Not only can it help students but also teachers. Currently, 9 out of 10 teachers work overtime. AI can change this by creating lesson plans, grading papers, and more. And according to K-12 Dive, “A new report has revealed that U.S. teachers work a combined 1.75 billion hours of overtime every year – equivalent to $84 billion in unpaid hours – but that the support offered by AI tools could shrink that figure by over 85 percent.”

Although there are also many concerns that arise when considering integrating ai into education. At the very top is cheating. Many argue that integrating ai won’t only allow students to cheat but make it seem okay. If students see teachers using it and it being used in the classroom constantly, why would them using it on their assignments be wrong? This is a reasonable concern but let’s look deeper into it.

Even without AI being integrated in, students will and are currently cheating on assignments like essays and other tasks that can be easily generated by AI. But this isn’t just the student’s problem, it’s also the actual assignments we are assigning these students. It’s time to finally answer every student’s question “when will I ever need this in real life?” If we made our assignments more about actually helping students and preparing them for the future, they’d be more interested and do the work. In the real world, you need to use your creativity, speaking skills, and work with your hands and brain. Instead of assigning essays and worksheets we change them to Socratic discussions, making interactive posters and displays, and focus more on project based learning and student directed learning. They won’t even be able to cheat with AI even if they wanted to. Not to mention even if we didn’t introduce AI to the classroom, kids would cheat either way; with assignments like essays and worksheets, students can easily find answers online and copy off their peers. Cheating is inevitable with assignments like this. If we want to stop it, we need to fix the root problem which is the assignment itself.

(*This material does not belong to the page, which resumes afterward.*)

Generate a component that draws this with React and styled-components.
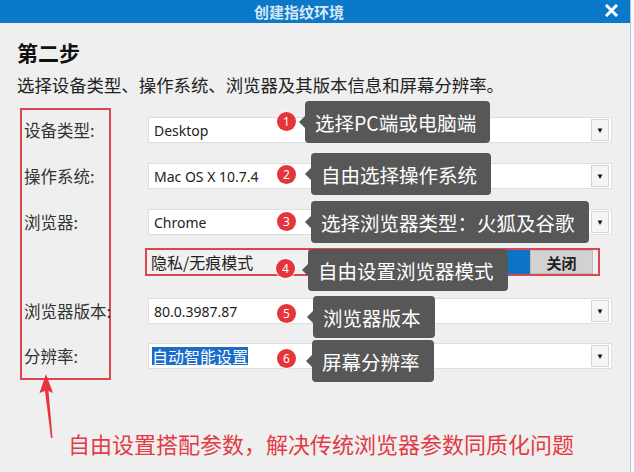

Another concern is privacy and biases but this argument is rather weak because it exists all around us. Many believe that because we are inputting terabytes of data into these AI models, it could develop a bias but these biases exist in the media today and all around us. AI is not going to amplify it, there would be no difference. The same goes for privacy, sites like YouTube, Instagram and more, track kids as they use them. If we allow students access to the internet we are subjecting them to the same information used to feed these AI models. AI wouldn’t make things worse or better.

In conclusion, AI should be implemented in schools sooner before it comes to us without a warning because in the real world, it will be used everywhere and we can’t protect students from it forever. Instead we should embrace it, and use all the benefits it comes with. A quote from Matt Miller says “This version of ChatGTP is the weakest, most rudimentary artificial intelligence of its kind our students will ever use.” This is only the start.